As receitas públicas, por sua natureza vinculada, não devem ser alvo de constrição judicial, seja por arresto ou sequestro ou penhora para a satisfação de créditos trabalhistas. Há sobre essas receitas uma proteção que visa garantir aos entes públicos que possam não apenas manter, mas que, em potencial, consigam dar continuidade às suas atividades administrativas e de sua programação financeira, evitando riscos que possam comprometer a saúde dos cofres públicos.
Com essa razão de decidir, o Ministro Kássio Nunes Marques, do STF, aceitou Reclamação Constitucional ajuizada pelo Município de Manaus e anulou decisão do Juiz Rodrigo Guarnieri, da 2ª Vara do Trabalho de Rio Branco, no Acre.
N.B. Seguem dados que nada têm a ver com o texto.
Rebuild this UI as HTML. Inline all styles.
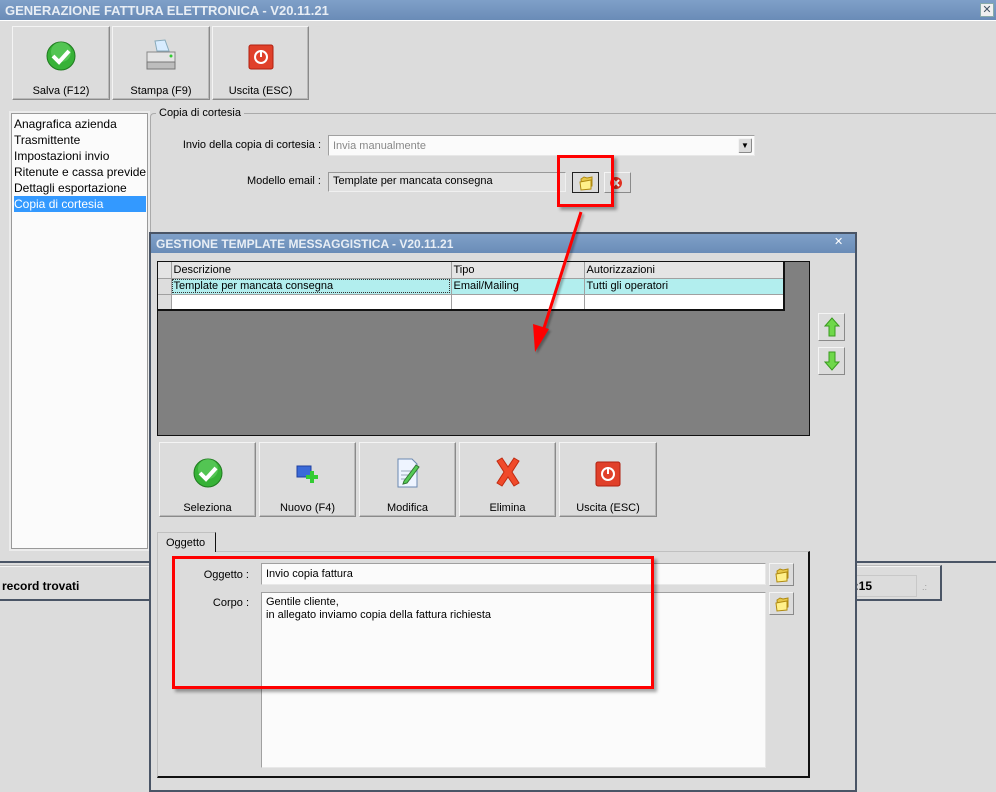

A medida isenta o Município de Manaus de um bloqueio irregular de R$ 2.272.626,60 (dois milhões, duzentos e setenta e dois mil, seiscentos e vinte e seis reais e sessenta centavos), objetivando a satisfação de crédito de execução trabalhista em face da empresa de coletivos Viação São Pedro.
Na Reclamação, o Procurador João Victor Martins Pereira da Silva, do Município de Manaus, narrou ao Ministro que, por meio de uma ação trabalhista em fase de execução, o magistrado reclamado determinou o bloqueio de valores sob a justificativa de numerários devidos pelo IMMU à concessionária de serviço público Viação São Pedro Ltda, apontando, indevidamente, a responsabilidade do Município para a satisfação de crédito trabalhista da empresa privada em processo de execução que lhe movera um ex-funcionário.
João Victor explicou ao Ministro que os valores repassados à Viação São Pedro não eram aleatórios, ou que pudessem ser utilizados para compor eventual lucro da empresa concessionária, e que esse repasse tem a finalidade, tão só, de custear as diferenças identificadas mensalmente entre a tarifa cobrada dos usuários de transporte coletivo e o custo efetivo do serviço.
O Procurador explicou que, no caso de recursos oriundos do Fundo Municipal de Mobilidade Urbana, sua destinação tem finalidades específicas e de interesse público: garantir tarifas econômicas, garantir gratificações para determinados grupos e manter o equilíbrio econômico-financeiro dos contratos administrativos de transporte. Qualquer desvio desse propósito pode gerar desequilíbrios graves, afetando diretamente a população.
Com a decisão, Kássio Nunes Marques definiu que receitas públicas não podem ser alvo de constrição judicial mediante penhora ou arresto para satisfação de créditos trabalhistas.
Entes públicos devem ser resguardados dos impactos de bloqueios e sequestros de verbas sobre a sua atividade administrativa e programação financeira. Recursos e valores oriundos do Fundo Municipal de Mobilidade Urbana tem destinação vinculada à finalidade pública de garantir a modicidade das tarifas, a gratuidade tarifária para determinadas categorias de administrados, proporcionando o equilíbiro econômico-financeiro do contrato de natureza administrativa.
Desta forma, Nunes Marques julgou procedente a Reclamação Constitucional, anulando o bloqueio de recursos oriundos do Fundo Municipal de Mobilidade Urbana, destinados à garantia de tarifas módicas e gratificações em transporte público.
O ministro destacou que a constrição de verbas públicas, à permanecer, violaria a organização orçamentária e a independência dos poderes, conforme entendimento firmado nas ADPFs 275 e 485. A decisão determina a prolação de nova decisão no caso de origem, em conformidade com os paradigmas indicados.
Em suma, verbas públicas não podem ser objeto de bloqueio, penhora ou sequestro para pagamento de valores devidos em ações trabalhistas, ainda que as empresas envolvidas tenham créditos a receber da administração pública.